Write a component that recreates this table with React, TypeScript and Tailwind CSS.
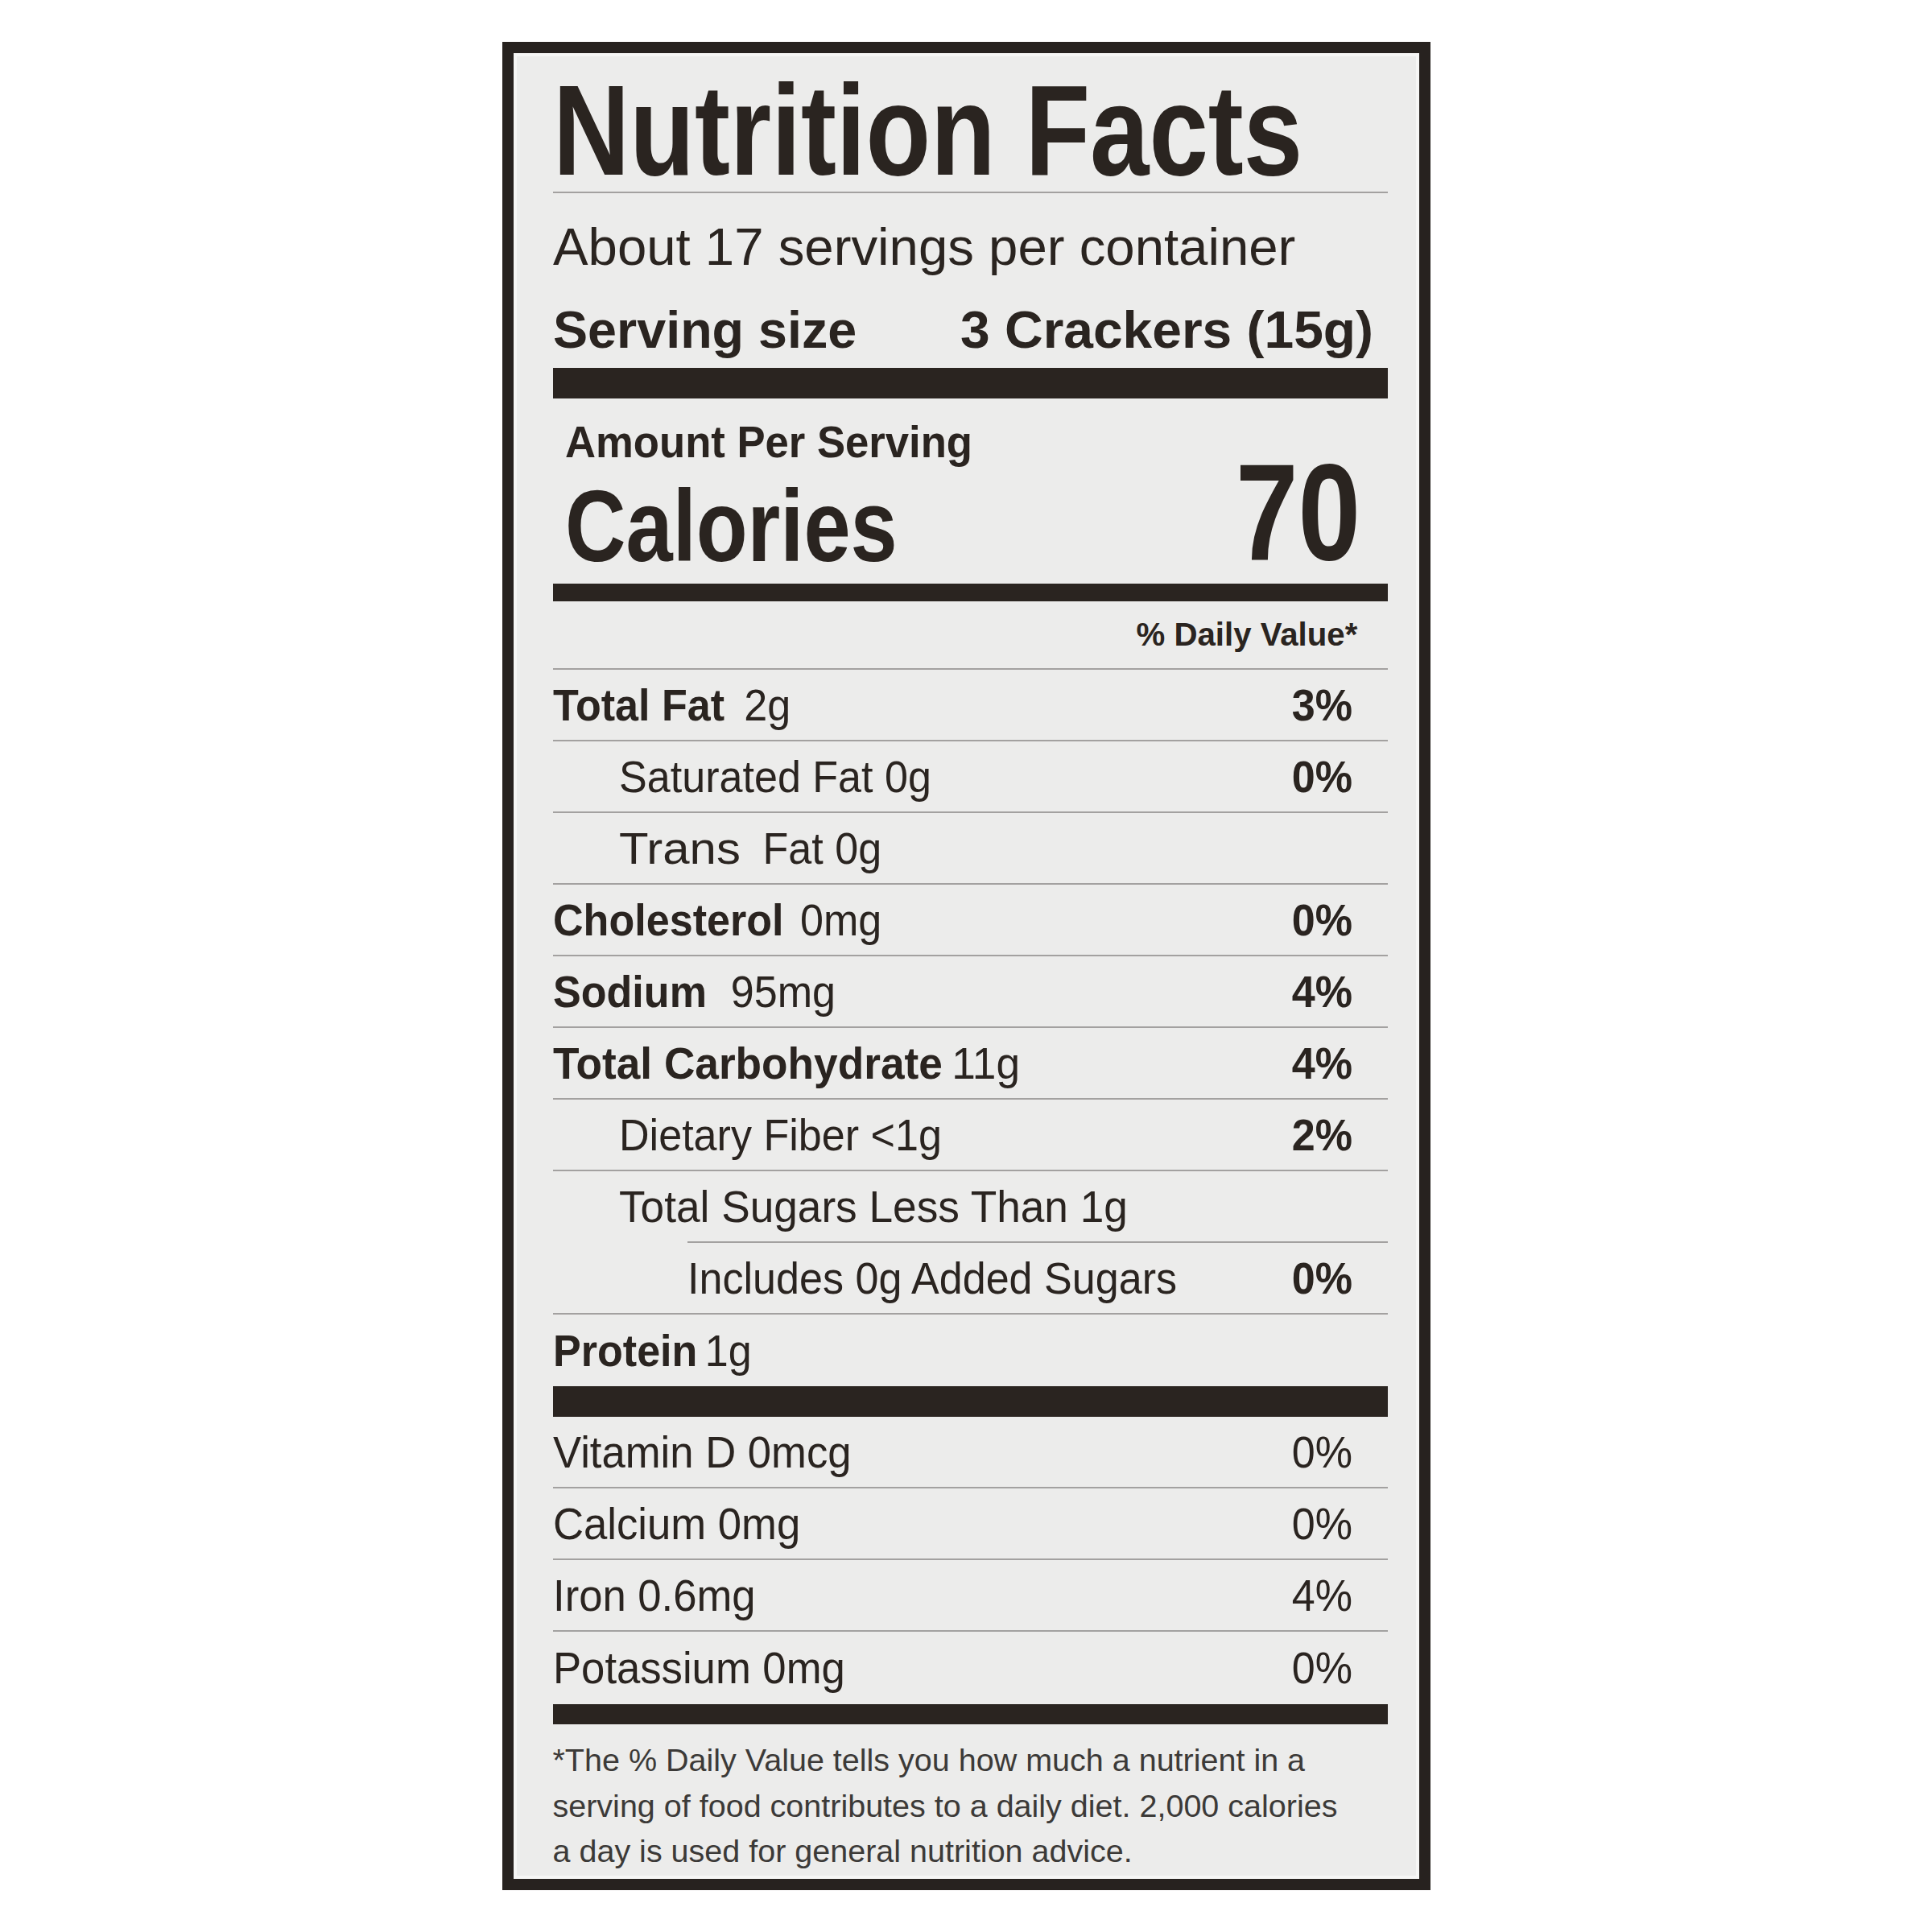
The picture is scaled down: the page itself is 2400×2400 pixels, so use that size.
import type { ReactNode } from "react"

type Nutrient = {
  name: ReactNode
  key: string
  amt?: string
  gap?: string
  bold?: boolean
  indent?: 0 | 1 | 2
  dv?: string
  sc?: string
}

const indentCls = ["", "pl-[82px]", "pl-[167px]"]

const nutrients: Nutrient[] = [
  { key: "fat", name: "Total Fat", amt: "2g", gap: "ml-[26px]", bold: true, dv: "3%" },
  { key: "sat", name: "Saturated Fat 0g", indent: 1, dv: "0%" },
  {
    key: "trans",
    // "Trans" is set a little wider than the rest on the label
    name: (
      <span className="inline-block w-[165px]">
        <span className="inline-block origin-left scale-x-[1.15]">Trans</span>
      </span>
    ),
    amt: "Fat 0g",
    gap: "ml-[27px]",
    indent: 1,
  },
  { key: "chol", name: "Cholesterol", amt: "0mg", gap: "ml-[22px]", bold: true, dv: "0%" },
  { key: "sod", name: "Sodium", amt: "95mg", gap: "ml-[32px]", bold: true, dv: "4%" },
  { key: "carb", name: "Total Carbohydrate", amt: "11g", gap: "ml-[12px]", bold: true, dv: "4%", sc: "scale-x-[0.95]" },
  { key: "fib", name: "Dietary Fiber <1g", indent: 1, dv: "2%" },
  { key: "sug", name: "Total Sugars Less Than 1g", indent: 1, sc: "scale-x-[0.95]" },
  { key: "add", name: "Includes 0g Added Sugars", indent: 2, dv: "0%" },
]

const vitamins = [
  { name: "Vitamin D 0mcg", dv: "0%", h: "h-[87px] leading-[87px]" },
  { name: "Calcium 0mg", dv: "0%", h: "h-[87px] leading-[87px]" },
  { name: "Iron 0.6mg", dv: "4%", h: "h-[87px] leading-[87px]" },
  { name: "Potassium 0mg", dv: "0%", h: "h-[90px] leading-[90px]" },
]

function Rule({ inset = false }: { inset?: boolean }) {
  return <div className={inset ? "h-[2px] ml-[167px] bg-[#a3a1a0]" : "h-[2px] bg-[#a3a1a0]"} />
}

function Bar({ h }: { h: string }) {
  return <div className={"bg-[#2a2420] " + h} />
}

function Row({ left, dv, dvBold = true, h = "h-[87px] leading-[87px]" }: { left: ReactNode; dv?: string; dvBold?: boolean; h?: string }) {
  return (
    <div className={"flex items-start justify-between pr-[44px] text-[56px] " + h}>
      {left}
      {dv && (
        <span className={"whitespace-nowrap origin-right scale-x-[0.93] " + (dvBold ? "font-bold" : "")}>{dv}</span>
      )}
    </div>
  )
}

export default function App() {
  return (
    <div className="w-[2400px] h-[2400px] bg-white flex items-center justify-center font-['Liberation_Sans',Arial,sans-serif] text-[#2a2420]">
      <div className="w-[1153px] h-[2296px] border-[14px] border-[#27221f] bg-[#ececeb] shadow-[inset_0_0_0_4px_#f6f6f5] flex flex-col pl-[49px] pr-[39px]">
        {/* title */}
        <div className="h-[172px] pt-[20px] flex items-start">
          <h1 className="text-[159px] leading-[152px] font-bold whitespace-nowrap origin-left scale-x-[0.83]">Nutrition Facts</h1>
        </div>
        <Rule />
        <div className="h-[133px] flex items-start">
          <span className="text-[65px] leading-[133px] whitespace-nowrap origin-left scale-x-[1.005]">About 17 servings per container</span>
        </div>
        <div className="h-[84px] flex items-start justify-between pr-[17px] text-[64px] leading-[74px] font-bold">
          <span className="whitespace-nowrap origin-left scale-x-[1.01]">Serving size</span>
          <span className="whitespace-nowrap origin-right scale-x-[1.03]">3 Crackers (15g)</span>
        </div>
        <Bar h="h-[38px]" />

        {/* calories */}
        <div className="h-[230px] pt-[24px] flex flex-col">
          <div className="h-[60px] flex items-start pl-[15px]">
            <span className="text-[56px] leading-[60px] font-bold whitespace-nowrap origin-left scale-x-[0.94]">Amount Per Serving</span>
          </div>
          <div className="h-[146px] flex items-start justify-between pl-[15px] pr-[33px] font-bold">
            <span className="text-[126px] leading-[149px] whitespace-nowrap origin-left scale-x-[0.83]">Calories</span>
            <span className="text-[170px] leading-[114px] whitespace-nowrap origin-right scale-x-[0.82]">70</span>
          </div>
        </div>
        <Bar h="h-[22px]" />
        <div className="h-[83px] flex items-start justify-end pr-[37px]">
          <span className="text-[41px] leading-[83px] font-bold whitespace-nowrap origin-right scale-x-[0.98]">% Daily Value*</span>
        </div>

        {/* nutrients */}
        {nutrients.map((n) => (
          <div key={n.key}>
            <Rule inset={n.indent === 2} />
            <Row
              dv={n.dv}
              left={
                <div className={indentCls[n.indent ?? 0]}>
                  <span className={"inline-block whitespace-nowrap origin-left " + (n.sc ?? "scale-x-[0.93]")}>
                    <span className={n.bold ? "font-bold" : ""}>{n.name}</span>
                    {n.amt && <span className={"inline-block " + n.gap}>{n.amt}</span>}
                  </span>
                </div>
              }
            />
          </div>
        ))}
        <Rule />
        <Row
          h="h-[89px] leading-[89px]"
          left={
            <span className="inline-block whitespace-nowrap origin-left scale-x-[0.93]">
              <span className="font-bold">Protein</span>
              <span className="inline-block ml-[10px]">1g</span>
            </span>
          }
        />
        <Bar h="h-[38px]" />

        {/* vitamins & minerals */}
        {vitamins.map((v, i) => (
          <div key={v.name}>
            {i > 0 && <Rule />}
            <Row
              h={v.h}
              dv={v.dv}
              dvBold={false}
              left={<span className="inline-block whitespace-nowrap origin-left scale-x-[0.94]">{v.name}</span>}
            />
          </div>
        ))}
        <Bar h="h-[25px]" />

        {/* footnote */}
        <div className="pt-[16px] flex flex-col items-start text-[39.5px] leading-[56.5px] text-[#3c3a38]">
          <span className="whitespace-nowrap">*The % Daily Value tells you how much a nutrient in a</span>
          <span className="whitespace-nowrap">serving of food contributes to a daily diet. 2,000 calories</span>
          <span className="whitespace-nowrap">a day is used for general nutrition advice.</span>
        </div>
      </div>
    </div>
  )
}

= = = = =

Exercise:
Go through the listing above and write it out again exactly, dropping the pictures.

Response:
Write a component that recreates this table with React, TypeScript and Tailwind CSS.
The picture is scaled down: the page itself is 2400×2400 pixels, so use that size.
import type { ReactNode } from "react"

type Nutrient = {
  name: ReactNode
  key: string
  amt?: string
  gap?: string
  bold?: boolean
  indent?: 0 | 1 | 2
  dv?: string
  sc?: string
}

const indentCls = ["", "pl-[82px]", "pl-[167px]"]

const nutrients: Nutrient[] = [
  { key: "fat", name: "Total Fat", amt: "2g", gap: "ml-[26px]", bold: true, dv: "3%" },
  { key: "sat", name: "Saturated Fat 0g", indent: 1, dv: "0%" },
  {
    key: "trans",
    // "Trans" is set a little wider than the rest on the label
    name: (
      <span className="inline-block w-[165px]">
        <span className="inline-block origin-left scale-x-[1.15]">Trans</span>
      </span>
    ),
    amt: "Fat 0g",
    gap: "ml-[27px]",
    indent: 1,
  },
  { key: "chol", name: "Cholesterol", amt: "0mg", gap: "ml-[22px]", bold: true, dv: "0%" },
  { key: "sod", name: "Sodium", amt: "95mg", gap: "ml-[32px]", bold: true, dv: "4%" },
  { key: "carb", name: "Total Carbohydrate", amt: "11g", gap: "ml-[12px]", bold: true, dv: "4%", sc: "scale-x-[0.95]" },
  { key: "fib", name: "Dietary Fiber <1g", indent: 1, dv: "2%" },
  { key: "sug", name: "Total Sugars Less Than 1g", indent: 1, sc: "scale-x-[0.95]" },
  { key: "add", name: "Includes 0g Added Sugars", indent: 2, dv: "0%" },
]

const vitamins = [
  { name: "Vitamin D 0mcg", dv: "0%", h: "h-[87px] leading-[87px]" },
  { name: "Calcium 0mg", dv: "0%", h: "h-[87px] leading-[87px]" },
  { name: "Iron 0.6mg", dv: "4%", h: "h-[87px] leading-[87px]" },
  { name: "Potassium 0mg", dv: "0%", h: "h-[90px] leading-[90px]" },
]

function Rule({ inset = false }: { inset?: boolean }) {
  return <div className={inset ? "h-[2px] ml-[167px] bg-[#a3a1a0]" : "h-[2px] bg-[#a3a1a0]"} />
}

function Bar({ h }: { h: string }) {
  return <div className={"bg-[#2a2420] " + h} />
}

function Row({ left, dv, dvBold = true, h = "h-[87px] leading-[87px]" }: { left: ReactNode; dv?: string; dvBold?: boolean; h?: string }) {
  return (
    <div className={"flex items-start justify-between pr-[44px] text-[56px] " + h}>
      {left}
      {dv && (
        <span className={"whitespace-nowrap origin-right scale-x-[0.93] " + (dvBold ? "font-bold" : "")}>{dv}</span>
      )}
    </div>
  )
}

export default function App() {
  return (
    <div className="w-[2400px] h-[2400px] bg-white flex items-center justify-center font-['Liberation_Sans',Arial,sans-serif] text-[#2a2420]">
      <div className="w-[1153px] h-[2296px] border-[14px] border-[#27221f] bg-[#ececeb] shadow-[inset_0_0_0_4px_#f6f6f5] flex flex-col pl-[49px] pr-[39px]">
        {/* title */}
        <div className="h-[172px] pt-[20px] flex items-start">
          <h1 className="text-[159px] leading-[152px] font-bold whitespace-nowrap origin-left scale-x-[0.83]">Nutrition Facts</h1>
        </div>
        <Rule />
        <div className="h-[133px] flex items-start">
          <span className="text-[65px] leading-[133px] whitespace-nowrap origin-left scale-x-[1.005]">About 17 servings per container</span>
        </div>
        <div className="h-[84px] flex items-start justify-between pr-[17px] text-[64px] leading-[74px] font-bold">
          <span className="whitespace-nowrap origin-left scale-x-[1.01]">Serving size</span>
          <span className="whitespace-nowrap origin-right scale-x-[1.03]">3 Crackers (15g)</span>
        </div>
        <Bar h="h-[38px]" />

        {/* calories */}
        <div className="h-[230px] pt-[24px] flex flex-col">
          <div className="h-[60px] flex items-start pl-[15px]">
            <span className="text-[56px] leading-[60px] font-bold whitespace-nowrap origin-left scale-x-[0.94]">Amount Per Serving</span>
          </div>
          <div className="h-[146px] flex items-start justify-between pl-[15px] pr-[33px] font-bold">
            <span className="text-[126px] leading-[149px] whitespace-nowrap origin-left scale-x-[0.83]">Calories</span>
            <span className="text-[170px] leading-[114px] whitespace-nowrap origin-right scale-x-[0.82]">70</span>
          </div>
        </div>
        <Bar h="h-[22px]" />
        <div className="h-[83px] flex items-start justify-end pr-[37px]">
          <span className="text-[41px] leading-[83px] font-bold whitespace-nowrap origin-right scale-x-[0.98]">% Daily Value*</span>
        </div>

        {/* nutrients */}
        {nutrients.map((n) => (
          <div key={n.key}>
            <Rule inset={n.indent === 2} />
            <Row
              dv={n.dv}
              left={
                <div className={indentCls[n.indent ?? 0]}>
                  <span className={"inline-block whitespace-nowrap origin-left " + (n.sc ?? "scale-x-[0.93]")}>
                    <span className={n.bold ? "font-bold" : ""}>{n.name}</span>
                    {n.amt && <span className={"inline-block " + n.gap}>{n.amt}</span>}
                  </span>
                </div>
              }
            />
          </div>
        ))}
        <Rule />
        <Row
          h="h-[89px] leading-[89px]"
          left={
            <span className="inline-block whitespace-nowrap origin-left scale-x-[0.93]">
              <span className="font-bold">Protein</span>
              <span className="inline-block ml-[10px]">1g</span>
            </span>
          }
        />
        <Bar h="h-[38px]" />

        {/* vitamins & minerals */}
        {vitamins.map((v, i) => (
          <div key={v.name}>
            {i > 0 && <Rule />}
            <Row
              h={v.h}
              dv={v.dv}
              dvBold={false}
              left={<span className="inline-block whitespace-nowrap origin-left scale-x-[0.94]">{v.name}</span>}
            />
          </div>
        ))}
        <Bar h="h-[25px]" />

        {/* footnote */}
        <div className="pt-[16px] flex flex-col items-start text-[39.5px] leading-[56.5px] text-[#3c3a38]">
          <span className="whitespace-nowrap">*The % Daily Value tells you how much a nutrient in a</span>
          <span className="whitespace-nowrap">serving of food contributes to a daily diet. 2,000 calories</span>
          <span className="whitespace-nowrap">a day is used for general nutrition advice.</span>
        </div>
      </div>
    </div>
  )
}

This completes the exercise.